At every booth I was introduced by Luther to the chefs. Each one smiled and shook my hand, but a moment later I could see the same look drift over every face: “Who is this guy and why should I be shaking his hand?” It didn’t matter. What the chefs couldn’t see was that I was time traveling. I was in an earlier L.A., where the Navy League ran the town, where hungry Houston oilmen came home with you at night for steaks and then got the president on the phone, where a handshake was everything and who you were was the sum of who you knew—especially who you knew when everyone piled into the restaurants at night.“Joan is the last person that knows anything about a world of restaurants that are vanishing,” says Bon Appétit’s Barbara Fairchild. “When she tells you about Perino’s or Scandia, she is physically, mentally, and emotionally back in that moment.”

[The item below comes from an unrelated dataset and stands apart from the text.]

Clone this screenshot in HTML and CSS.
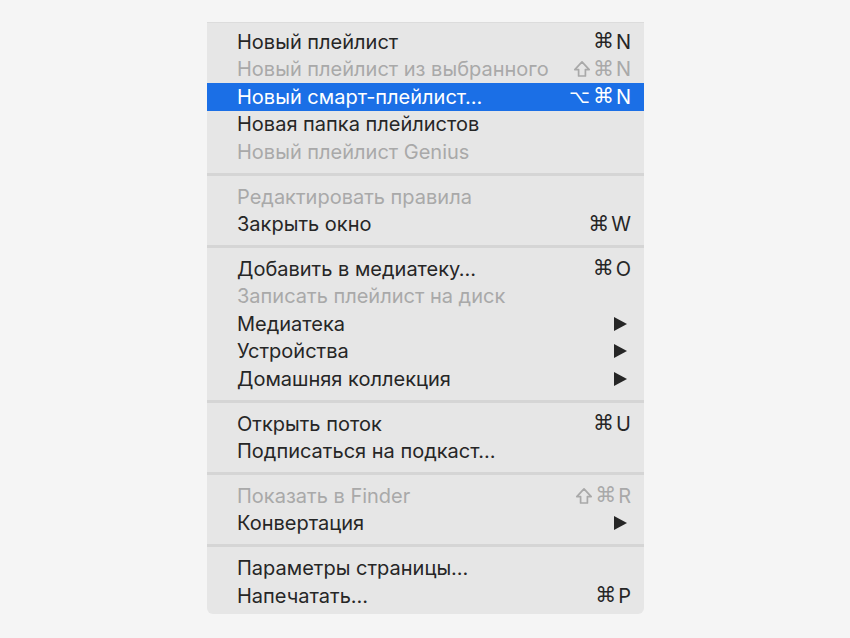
FILE: index.html
```html
<!DOCTYPE html>
<html lang="ru">
<head>
<meta charset="utf-8">
<title>Меню</title>
<link rel="stylesheet" href="styles.css">
</head>
<body>
<div class="menu">
  <div class="group">
    <div class="item"><span class="label">Новый плейлист</span><span class="sc"><span class="mod">⌘</span><span class="key">N</span></span></div>
    <div class="item disabled"><span class="label">Новый плейлист из выбранного</span><span class="sc"><svg class="shift" viewBox="0 0 18 18"><path d="M9 1.8 L1.8 9.6 H5.6 V16 H12.4 V9.6 H16.2 Z"/></svg><span class="mod">⌘</span><span class="key">N</span></span></div>
    <div class="item active"><span class="label">Новый смарт-плейлист…</span><span class="sc"><span class="mod opt">⌥</span><span class="mod">⌘</span><span class="key">N</span></span></div>
    <div class="item"><span class="label">Новая папка плейлистов</span></div>
    <div class="item disabled"><span class="label">Новый плейлист Genius</span></div>
  </div>
  <div class="sep"></div>
  <div class="group">
    <div class="item disabled"><span class="label">Редактировать правила</span></div>
    <div class="item"><span class="label">Закрыть окно</span><span class="sc"><span class="mod">⌘</span><span class="key">W</span></span></div>
  </div>
  <div class="sep"></div>
  <div class="group">
    <div class="item"><span class="label">Добавить в медиатеку…</span><span class="sc"><span class="mod">⌘</span><span class="key">O</span></span></div>
    <div class="item disabled"><span class="label">Записать плейлист на диск</span></div>
    <div class="item"><span class="label">Медиатека</span><span class="arrow"></span></div>
    <div class="item"><span class="label">Устройства</span><span class="arrow"></span></div>
    <div class="item"><span class="label">Домашняя коллекция</span><span class="arrow"></span></div>
  </div>
  <div class="sep"></div>
  <div class="group">
    <div class="item"><span class="label">Открыть поток</span><span class="sc"><span class="mod">⌘</span><span class="key">U</span></span></div>
    <div class="item"><span class="label">Подписаться на подкаст…</span></div>
  </div>
  <div class="sep"></div>
  <div class="group">
    <div class="item disabled"><span class="label">Показать в Finder</span><span class="sc"><svg class="shift" viewBox="0 0 18 18"><path d="M9 1.8 L1.8 9.6 H5.6 V16 H12.4 V9.6 H16.2 Z"/></svg><span class="mod">⌘</span><span class="key">R</span></span></div>
    <div class="item"><span class="label">Конвертация</span><span class="arrow"></span></div>
  </div>
  <div class="sep"></div>
  <div class="group">
    <div class="item"><span class="label">Параметры страницы…</span></div>
    <div class="item"><span class="label">Напечатать…</span><span class="sc"><span class="mod">⌘</span><span class="key">P</span></span></div>
  </div>
</div>
</body>
</html>
```

FILE: styles.css
```css
html, body {
  margin: 0;
  padding: 0;
  background: #f5f5f5;
}
body {
  font-family: "Inter", "Liberation Sans", sans-serif;
  font-size: 20px;
  color: #262626;
}
.menu {
  margin: 22px 0 0 207px;
  width: 437px;
  background: #e6e6e6;
  border-top: 1px solid #dcdcdc;
  border-radius: 0 0 6px 6px;
  padding: 5px 0 5px 0;
  box-sizing: border-box;
}
.item {
  height: 27.5px;
  display: flex;
  align-items: center;
  justify-content: space-between;
  padding: 0 13px 0 30px;
}
.item.disabled {
  color: #a9a9a9;
}
.item.active {
  background: #1b6fe6;
  color: #ffffff;
}
.label {
  white-space: nowrap;
}
.sc {
  display: flex;
  align-items: center;
}
.mod {
  font-family: "DejaVu Sans", sans-serif;
  font-size: 21px;
  line-height: 1;
}
.mod.opt {
  font-size: 18px;
  margin-right: 3px;
}
.shift {
  width: 18px;
  height: 18px;
  margin-right: 2px;
  fill: none;
  stroke: currentColor;
  stroke-width: 1.7;
  stroke-linejoin: round;
}
.key {
  margin-left: 2px;
}
.arrow {
  width: 0;
  height: 0;
  border-top: 7px solid transparent;
  border-bottom: 7px solid transparent;
  border-left: 13px solid #262626;
  margin-right: 4px;
}
.sep {
  height: 17.3px;
  display: flex;
  align-items: center;
}
.sep::before {
  content: "";
  display: block;
  width: 100%;
  height: 3px;
  background: #d5d5d5;
}
```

Luther stopped by the Bastide booth—where Giraud was busy passing out little cups of ice cream and strawberries—and then Sona’s booth, and the Grill’s, and all the other clients that were in attendance. Most of the land surrounding Los Angeles was on fire that afternoon, but her chefs seemed happy; Luther looked pleased, and for a moment everything seemed under control.
The next day Luther went back to work. There were problems with one chef who was putting too much on the plate. Another chef wanted too many diners through the door. And Joe Pytka was thinking of shutting down Bastide’s lunch service, switching the night hours, and changing the china. “Oh boy,” thought Luther. “Here we go again.”